- [DATASET CONTENT]:
+ + + + +

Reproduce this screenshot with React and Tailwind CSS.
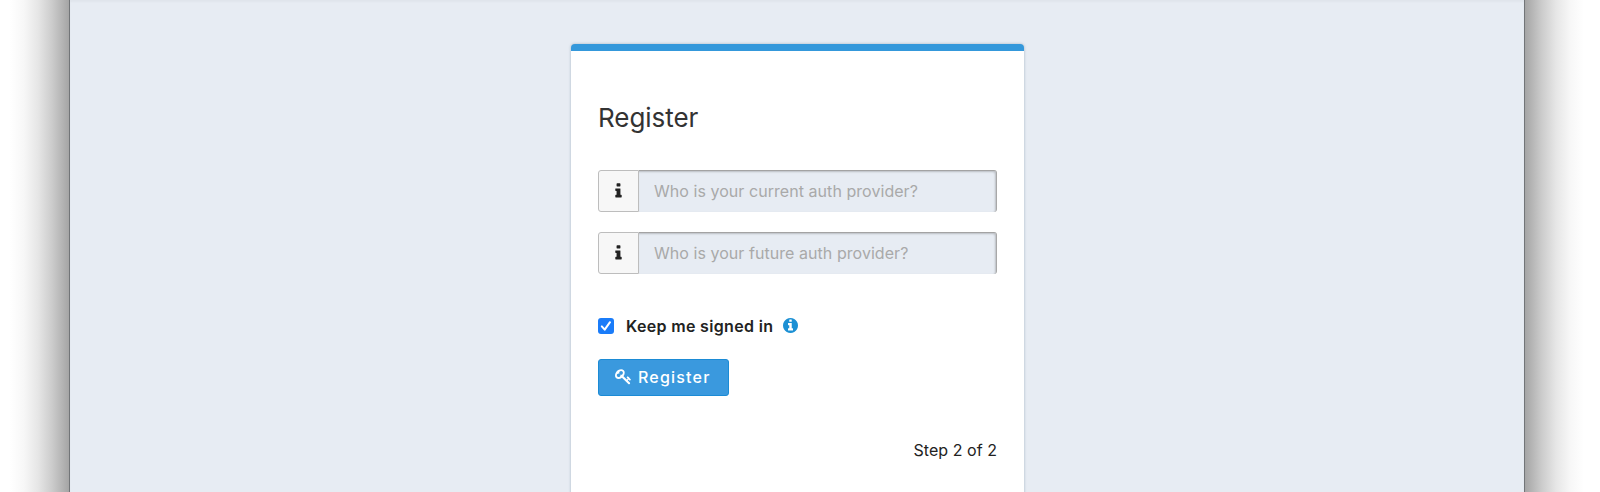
function InfoIcon({ className }) {
  return (
    <svg viewBox="0 0 640 1792" fill="currentColor" className={className}>
      <path d="M640 1344v128q0 26-19 45t-45 19h-512q-26 0-45-19t-19-45v-128q0-26 19-45t45-19h64v-384h-64q-26 0-45-19t-19-45v-128q0-26 19-45t45-19h384q26 0 45 19t19 45v576h64q26 0 45 19t19 45zm-128-1152v192q0 26-19 45t-45 19h-256q-26 0-45-19t-19-45v-192q0-26 19-45t45-19h256q26 0 45 19t19 45z" />
    </svg>
  );
}

function InfoCircleIcon({ className }) {
  return (
    <svg viewBox="0 128 1536 1536" fill="currentColor" className={className}>
      <path d="M1024 1376v-160q0-14-9-23t-23-9h-96v-512q0-14-9-23t-23-9h-320q-14 0-23 9t-9 23v160q0 14 9 23t23 9h96v320h-96q-14 0-23 9t-9 23v160q0 14 9 23t23 9h448q14 0 23-9t9-23zm-128-896v-160q0-14-9-23t-23-9h-192q-14 0-23 9t-9 23v160q0 14 9 23t23 9h192q14 0 23-9t9-23zm640 416q0 209-103 385.5t-279.5 279.5-385.5 103-385.5-103-279.5-279.5-103-385.5 103-385.5 279.5-279.5 385.5-103 385.5 103 279.5 279.5 103 385.5z" />
    </svg>
  );
}

function KeyIcon({ className }) {
  return (
    <svg viewBox="0 0 1792 1792" fill="currentColor" className={className}>
      <path d="M832 512q0-80-56-136t-136-56-136 56-56 136q0 42 19 83-41-19-83-19-80 0-136 56t-56 136 56 136 136 56 136-56 56-136q0-42-19-83 41 19 83 19 80 0 136-56t56-136zm851 704q0 17-49 66t-66 49q-9 0-28.5-16t-36.5-33-38.5-40-24.5-26l-96 96 220 220q28 28 28 68 0 42-39 81t-81 39q-40 0-68-28l-671-671q-176 131-365 131-163 0-265.5-102.5t-102.5-265.5q0-160 95-313t248-248 313-95q163 0 265.5 102.5t102.5 265.5q0 189-131 365l355 355 96-96q-3-3-26-24.5t-40-38.5-33-36.5-16-28.5q0-17 49-66t66-49q13 0 23 10 6 6 46 44.5t82 79.5 86.5 86 73 78 28.5 41z" />
    </svg>
  );
}

function Field({ placeholder }) {
  return (
    <div className="flex h-[42px] w-full">
      <span className="flex w-[41px] shrink-0 items-center justify-center rounded-l-[3px] border border-[#bdbdbd] bg-[#f7f7f7]">
        <InfoIcon className="h-[18px] w-[7px] text-[#222]" />
      </span>
      <input
        placeholder={placeholder}
        className="min-w-0 flex-1 rounded-r-[3px] border-t border-r border-t-[#a3a3a3] border-r-[#a8a8a8] bg-[#e7ecf3] pb-[2px] pl-[15px] text-[16px] tracking-[0.05px] shadow-[inset_-1px_1px_2px_rgba(0,0,0,0.2)] outline-none placeholder:text-[#a9a9a9]"
      />
    </div>
  );
}

export default function App() {
  return (
    <div className="flex h-[492px] w-full overflow-hidden bg-white font-['Inter',sans-serif] text-[#222]">
      <div className="w-[69px] shrink-0 bg-[linear-gradient(to_right,#fff_10px,#f7f7f7_24px,#e6e6e6_38px,#cccccc_52px,#a5a5a5_69px)]" />
      <main className="flex flex-1 items-start justify-center border-x border-[#727578] bg-[#e7ecf3] pt-[44px] shadow-[inset_0_2px_2px_rgba(0,0,0,0.03)]">
        <section className="ml-[1px] h-[460px] w-[453px] rounded-t-[4px] border-t-[7px] border-[#3498db] bg-white px-[27px] pt-[49px] shadow-[0_0_3px_rgba(70,100,130,0.4)]">
          <h1 className="h-[70px] text-[26px] leading-[36px] tracking-[-0.05px] text-[#333]">Register</h1>
          <div className="flex flex-col gap-[20px]">
            <Field placeholder="Who is your current auth provider?" />
            <Field placeholder="Who is your future auth provider?" />
          </div>
          <div className="mt-[43px] flex h-[18px] items-center">
            <span className="flex size-[16px] items-center justify-center rounded-[3px] bg-[#1a7cf9]">
              <svg viewBox="0 0 16 16" fill="none" stroke="white" strokeWidth="2" strokeLinecap="round" strokeLinejoin="round" className="size-4">
                <path d="M3.8 8.4 6.7 11.7 12 4.2" />
              </svg>
            </span>
            <span className="ml-[12px] pb-[1px] text-[16px] font-semibold tracking-[0.33px]">Keep me signed in</span>
            <InfoCircleIcon className="mb-[1px] ml-[10px] size-[15px] text-[#1c90d4]" />
          </div>
          <button className="mt-[24px] flex h-[37px] w-[131px] items-center rounded-[3px] border border-[#1b8bd5] bg-[#3a99de] pb-[2px] pl-[16px] text-[16px] font-medium tracking-[1.2px] text-white">
            <KeyIcon className="mr-[6px] size-[17px]" />
            Register
          </button>
          <p className="mt-[42px] text-right text-[16px] leading-[24px] tracking-[0.05px]">Step 2 of 2</p>
        </section>
      </main>
      <div className="w-[75px] shrink-0 bg-[linear-gradient(to_left,#fff_16px,#f7f7f7_30px,#e6e6e6_44px,#cccccc_58px,#a5a5a5_75px)]" />
    </div>
  );
}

+ + + + +

Would you return the data exactly as written, without the pictures?

Reproduce this screenshot with React and Tailwind CSS.
function InfoIcon({ className }) {
  return (
    <svg viewBox="0 0 640 1792" fill="currentColor" className={className}>
      <path d="M640 1344v128q0 26-19 45t-45 19h-512q-26 0-45-19t-19-45v-128q0-26 19-45t45-19h64v-384h-64q-26 0-45-19t-19-45v-128q0-26 19-45t45-19h384q26 0 45 19t19 45v576h64q26 0 45 19t19 45zm-128-1152v192q0 26-19 45t-45 19h-256q-26 0-45-19t-19-45v-192q0-26 19-45t45-19h256q26 0 45 19t19 45z" />
    </svg>
  );
}

function InfoCircleIcon({ className }) {
  return (
    <svg viewBox="0 128 1536 1536" fill="currentColor" className={className}>
      <path d="M1024 1376v-160q0-14-9-23t-23-9h-96v-512q0-14-9-23t-23-9h-320q-14 0-23 9t-9 23v160q0 14 9 23t23 9h96v320h-96q-14 0-23 9t-9 23v160q0 14 9 23t23 9h448q14 0 23-9t9-23zm-128-896v-160q0-14-9-23t-23-9h-192q-14 0-23 9t-9 23v160q0 14 9 23t23 9h192q14 0 23-9t9-23zm640 416q0 209-103 385.5t-279.5 279.5-385.5 103-385.5-103-279.5-279.5-103-385.5 103-385.5 279.5-279.5 385.5-103 385.5 103 279.5 279.5 103 385.5z" />
    </svg>
  );
}

function KeyIcon({ className }) {
  return (
    <svg viewBox="0 0 1792 1792" fill="currentColor" className={className}>
      <path d="M832 512q0-80-56-136t-136-56-136 56-56 136q0 42 19 83-41-19-83-19-80 0-136 56t-56 136 56 136 136 56 136-56 56-136q0-42-19-83 41 19 83 19 80 0 136-56t56-136zm851 704q0 17-49 66t-66 49q-9 0-28.5-16t-36.5-33-38.5-40-24.5-26l-96 96 220 220q28 28 28 68 0 42-39 81t-81 39q-40 0-68-28l-671-671q-176 131-365 131-163 0-265.5-102.5t-102.5-265.5q0-160 95-313t248-248 313-95q163 0 265.5 102.5t102.5 265.5q0 189-131 365l355 355 96-96q-3-3-26-24.5t-40-38.5-33-36.5-16-28.5q0-17 49-66t66-49q13 0 23 10 6 6 46 44.5t82 79.5 86.5 86 73 78 28.5 41z" />
    </svg>
  );
}

function Field({ placeholder }) {
  return (
    <div className="flex h-[42px] w-full">
      <span className="flex w-[41px] shrink-0 items-center justify-center rounded-l-[3px] border border-[#bdbdbd] bg-[#f7f7f7]">
        <InfoIcon className="h-[18px] w-[7px] text-[#222]" />
      </span>
      <input
        placeholder={placeholder}
        className="min-w-0 flex-1 rounded-r-[3px] border-t border-r border-t-[#a3a3a3] border-r-[#a8a8a8] bg-[#e7ecf3] pb-[2px] pl-[15px] text-[16px] tracking-[0.05px] shadow-[inset_-1px_1px_2px_rgba(0,0,0,0.2)] outline-none placeholder:text-[#a9a9a9]"
      />
    </div>
  );
}

export default function App() {
  return (
    <div className="flex h-[492px] w-full overflow-hidden bg-white font-['Inter',sans-serif] text-[#222]">
      <div className="w-[69px] shrink-0 bg-[linear-gradient(to_right,#fff_10px,#f7f7f7_24px,#e6e6e6_38px,#cccccc_52px,#a5a5a5_69px)]" />
      <main className="flex flex-1 items-start justify-center border-x border-[#727578] bg-[#e7ecf3] pt-[44px] shadow-[inset_0_2px_2px_rgba(0,0,0,0.03)]">
        <section className="ml-[1px] h-[460px] w-[453px] rounded-t-[4px] border-t-[7px] border-[#3498db] bg-white px-[27px] pt-[49px] shadow-[0_0_3px_rgba(70,100,130,0.4)]">
          <h1 className="h-[70px] text-[26px] leading-[36px] tracking-[-0.05px] text-[#333]">Register</h1>
          <div className="flex flex-col gap-[20px]">
            <Field placeholder="Who is your current auth provider?" />
            <Field placeholder="Who is your future auth provider?" />
          </div>
          <div className="mt-[43px] flex h-[18px] items-center">
            <span className="flex size-[16px] items-center justify-center rounded-[3px] bg-[#1a7cf9]">
              <svg viewBox="0 0 16 16" fill="none" stroke="white" strokeWidth="2" strokeLinecap="round" strokeLinejoin="round" className="size-4">
                <path d="M3.8 8.4 6.7 11.7 12 4.2" />
              </svg>
            </span>
            <span className="ml-[12px] pb-[1px] text-[16px] font-semibold tracking-[0.33px]">Keep me signed in</span>
            <InfoCircleIcon className="mb-[1px] ml-[10px] size-[15px] text-[#1c90d4]" />
          </div>
          <button className="mt-[24px] flex h-[37px] w-[131px] items-center rounded-[3px] border border-[#1b8bd5] bg-[#3a99de] pb-[2px] pl-[16px] text-[16px] font-medium tracking-[1.2px] text-white">
            <KeyIcon className="mr-[6px] size-[17px]" />
            Register
          </button>
          <p className="mt-[42px] text-right text-[16px] leading-[24px] tracking-[0.05px]">Step 2 of 2</p>
        </section>
      </main>
      <div className="w-[75px] shrink-0 bg-[linear-gradient(to_left,#fff_16px,#f7f7f7_30px,#e6e6e6_44px,#cccccc_58px,#a5a5a5_75px)]" />
    </div>
  );
}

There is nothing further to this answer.